SPORT1: Obsts Leistung und sein Name gingen anschließend um die Welt, in den USA rieben sich einige verwundert die Augen. Gab es nach dem Spiel schon Anfragen – oder bleibt er sicher in München?
Pesic: Ich glaube, dass Andi nirgendwo anders hingehen will. Vertraglich ist es ohnehin geregelt, aber Andi identifiziert sich mit dem, was wir machen – und wir mit ihm. Er ist eine Identifikationsfigur, die Leute erkennen ihn auf der Straße. Es gab keine Anfrage und es wird auch keine kommen. Er bleibt bei uns.
Svetislav Pesic: „Er ist ein Kämpfer“
SPORT1: Jetzt steht ein Finale an, das vor allem aus Ihrer Sicht besonders ist. Es geht gegen Serbien, wo Svetislav Pesic, Ihr Vater, Trainer ist. Wem drücken Sie die Daumen?
Pesic: Ich drücke beiden die Daumen. Natürlich steht die Familie über allem. Wir sind alle sehr stolz auf meinen Vater. Er hat es in Serbien nicht ganz einfach gehabt. Dass er in diesem Alter diese Kraft, dieses Kämpferherz und diese Energie hat, solche Leistungen abzurufen, mit dieser Mannschaft, ist beeindruckend. Ich würde ein riesengroßes Problem zu Hause bekommen, wenn ich nicht für meinen Vater wäre. Das hat aber nichts mit Deutschland oder Serbien zu tun.
SPORT1: Wie hat Ihr Vater diesen Erfolg denn geschafft?

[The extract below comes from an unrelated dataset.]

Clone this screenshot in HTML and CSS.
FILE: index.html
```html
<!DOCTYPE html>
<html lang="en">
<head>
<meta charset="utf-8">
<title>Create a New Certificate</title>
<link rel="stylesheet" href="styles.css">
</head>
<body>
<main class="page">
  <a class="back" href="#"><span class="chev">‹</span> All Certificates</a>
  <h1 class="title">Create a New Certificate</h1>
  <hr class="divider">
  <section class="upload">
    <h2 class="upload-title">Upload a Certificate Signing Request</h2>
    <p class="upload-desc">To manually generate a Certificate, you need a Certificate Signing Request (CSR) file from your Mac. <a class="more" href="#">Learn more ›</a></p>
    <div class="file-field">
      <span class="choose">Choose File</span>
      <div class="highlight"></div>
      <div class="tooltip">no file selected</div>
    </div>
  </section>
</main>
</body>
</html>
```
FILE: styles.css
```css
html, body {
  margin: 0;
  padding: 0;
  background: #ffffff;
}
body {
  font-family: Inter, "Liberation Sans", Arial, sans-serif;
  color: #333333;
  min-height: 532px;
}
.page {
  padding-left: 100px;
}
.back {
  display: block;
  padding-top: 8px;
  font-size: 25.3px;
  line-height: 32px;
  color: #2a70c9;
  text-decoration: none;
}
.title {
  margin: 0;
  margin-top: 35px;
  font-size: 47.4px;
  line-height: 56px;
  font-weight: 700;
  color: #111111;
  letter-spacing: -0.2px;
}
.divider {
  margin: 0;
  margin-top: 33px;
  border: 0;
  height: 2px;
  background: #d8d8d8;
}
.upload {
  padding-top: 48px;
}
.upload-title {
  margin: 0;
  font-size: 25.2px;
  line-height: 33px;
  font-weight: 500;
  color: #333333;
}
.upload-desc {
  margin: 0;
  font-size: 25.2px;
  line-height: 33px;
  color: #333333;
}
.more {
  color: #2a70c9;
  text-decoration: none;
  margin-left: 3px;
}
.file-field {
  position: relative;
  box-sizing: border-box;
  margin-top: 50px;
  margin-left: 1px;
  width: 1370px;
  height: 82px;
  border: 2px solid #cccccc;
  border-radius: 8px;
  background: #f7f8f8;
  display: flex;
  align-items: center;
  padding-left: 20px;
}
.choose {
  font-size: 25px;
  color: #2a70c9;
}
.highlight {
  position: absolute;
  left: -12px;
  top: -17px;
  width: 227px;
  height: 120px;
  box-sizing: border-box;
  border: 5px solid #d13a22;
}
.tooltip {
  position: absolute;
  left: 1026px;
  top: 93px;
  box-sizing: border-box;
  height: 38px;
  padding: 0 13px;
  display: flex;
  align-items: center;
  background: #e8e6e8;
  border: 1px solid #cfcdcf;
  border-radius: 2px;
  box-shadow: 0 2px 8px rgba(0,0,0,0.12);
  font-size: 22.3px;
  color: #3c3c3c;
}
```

Nach seinem Amtsantritt lief es ja nicht immer rund, vor der WM haben einige prominente Namen wie NBA-Champion Nikola Jokic abgesagt.
Pesic: Mein Vater ist jemand, der immer nach vorne guckt. Ich habe ihn öfters mal gefragt: „Warum tust du dir alles an?“ Aber wenn er sich etwas als Ziel gesetzt hat, dann gibt er nie auf. Er ist so ein Kämpfer. Vor allem, wenn es schlecht läuft, ist er mental enorm stark. Er glaubt an das, was er tut.

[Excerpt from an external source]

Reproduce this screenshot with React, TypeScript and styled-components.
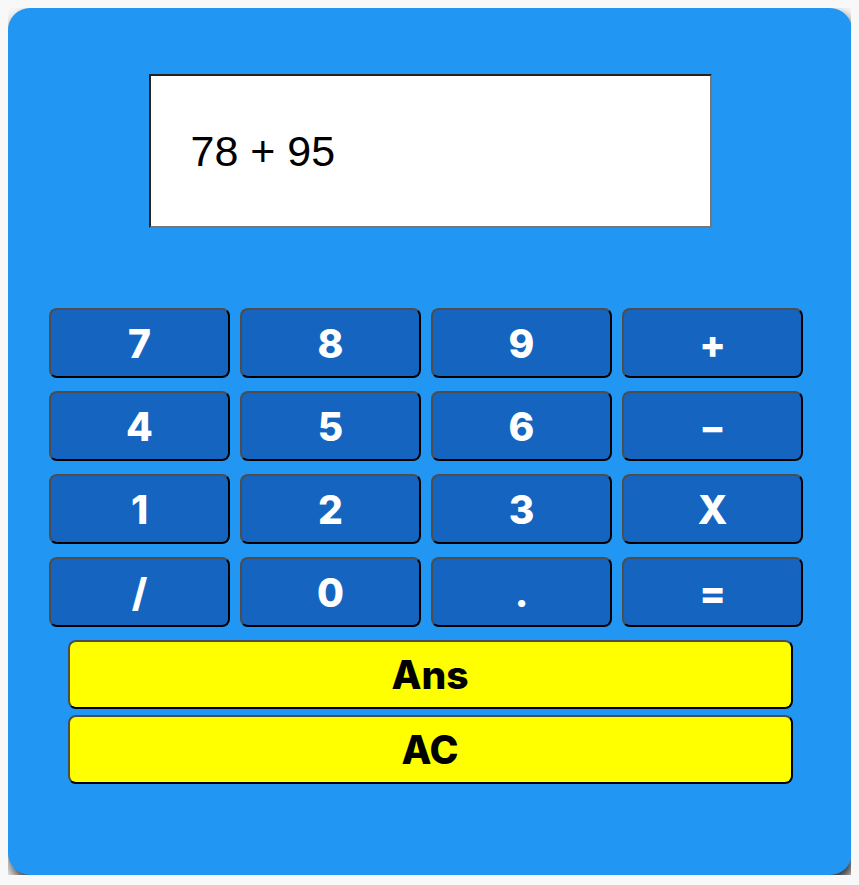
import React from "react";
import styled, { createGlobalStyle } from "styled-components";

const GlobalStyle = createGlobalStyle`
  body {
    margin: 8px;
    background: #f8f8f8;
    font-family: "Liberation Sans", Arial, sans-serif;
  }
`;

const Card = styled.div`
  display: flex;
  flex-direction: column;
  align-items: center;
  width: 844px;
  height: 867px;
  box-sizing: border-box;
  padding-top: 66px;
  background-color: #2196f3;
  border-radius: 22px;
  box-shadow: 3px 8px 14px rgba(0, 0, 0, 0.85);
`;

const Display = styled.div`
  box-sizing: border-box;
  width: 563px;
  height: 154px;
  display: flex;
  align-items: center;
  padding-left: 40px;
  background: #fff;
  border: 2px solid;
  border-color: #222 #767676 #767676 #222;
  font-family: "Liberation Sans", Arial, sans-serif;
  font-size: 43px;
  color: #000;
`;

const Keypad = styled.div`
  align-self: flex-start;
  display: grid;
  grid-template-columns: repeat(4, 181px);
  grid-auto-rows: 70px;
  column-gap: 10px;
  row-gap: 13px;
  margin: 80px 0 0 41px;
`;

const Key = styled.button`
  box-sizing: border-box;
  display: flex;
  align-items: center;
  justify-content: center;
  padding: 0;
  border: 2px solid;
  border-color: #4d4d4d #000 #000 #4d4d4d;
  border-radius: 8px;
  background: #1565c0;
  color: #fff;
  font-family: Inter, "Open Sans", sans-serif;
  font-weight: 800;
  font-size: 39px;
  line-height: 1;
`;

const Actions = styled.div`
  display: flex;
  flex-direction: column;
  gap: 6px;
  margin-top: 13px;
`;

const ActionKey = styled(Key)`
  width: 725px;
  height: 69px;
  background: #ffff00;
  color: #000;
`;

const keys = ["7", "8", "9", "+", "4", "5", "6", "–", "1", "2", "3", "X", "/", "0", ".", "="];

export default function App() {
  return (
    <>
      <GlobalStyle />
      <Card>
        <Display>78 + 95</Display>
        <Keypad>
          {keys.map((k) => (
            <Key key={k}>{k}</Key>
          ))}
        </Keypad>
        <Actions>
          <ActionKey>Ans</ActionKey>
          <ActionKey>AC</ActionKey>
        </Actions>
      </Card>
    </>
  );
}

Er hat eine Mannschaft, die sich voll mit seinen Forderungen identifiziert hat. Beide Seiten vertrauen sich, das passt einfach. Er hat so eine enorme Erfahrung, das hat man in diesem Turnier wieder gesehen. Das kann man nicht lernen oder kaufen. Deshalb schafft er das auch.
Darum hat Deutschland einen kleinen Vorteil
SPORT1: Worauf wird es aus deutscher Sicht im Finale ankommen, was ist Ihre Prognose?
Pesic: Deutschland muss versuchen, die Emotionen zu kontrollieren. Traditionell gesehen: Die Mannschaften, die die USA geschlagen haben, haben im Spiel danach große Probleme gehabt und meistens verloren. Es ist nicht einfach nach so einem emotionalen Spiel.
2005 haben wir Spanien in einem Wahnsinnsspiel im Halbfinale geschlagen. Und dann musst du noch ein Endspiel spielen. Aber wenn Deutschland die mentale Reife an den Tag legen kann, hat das DBB-Team aufgrund der Breite des Kaders und aufgrund dessen, dass sie so lange zusammenspielen, einen kleinen Vorteil. Aber es wird ein offenes Spiel, da bin ich mir sicher.